As a quick introduction, Diploma is a specialist provider of technical products to a number of sectors. The business is split into three main areas, which are Controls, Seals, and Life Sciences. In Controls, it supplies wiring, connectors, adhesives, and more. In Seals, it sells seals, cylinders, gaskets, and more. Finally in Life Sciences, it offers consumables needed for healthcare and environmental science purposes.

So what’s happening with Diploma shares currently? Well, as I write, they’re trading for 2,412p. At this time last year, the stock was trading for 3,024p, which equates to a 20% decline over a 12-month period. Many UK shares have fallen recently due to macroeconomic pressures.

The bull and bear case

So let’s take a look at some bull and bear aspects of Diploma shares. I’ll start with some positives.

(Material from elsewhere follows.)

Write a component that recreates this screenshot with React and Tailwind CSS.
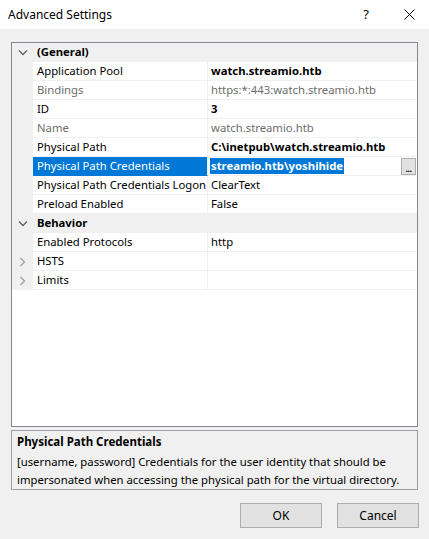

Firstly, I’m buoyed by Diploma’s diverse business model as well as its global profile and presence. By splitting the business into three areas, it is set up to generate revenue from different avenues and sectors through a multitude of products. Furthermore, this diversity offers it a global footprint through all its offerings.

Next, I like the fact that it does not manufacture its own products. In fact, it is more of a value-added reseller. This means it doesn’t have to contend with costly plants or factories and can generate much more cash this way. This is where I believe it can provide consistent and stable returns to potential shareholders.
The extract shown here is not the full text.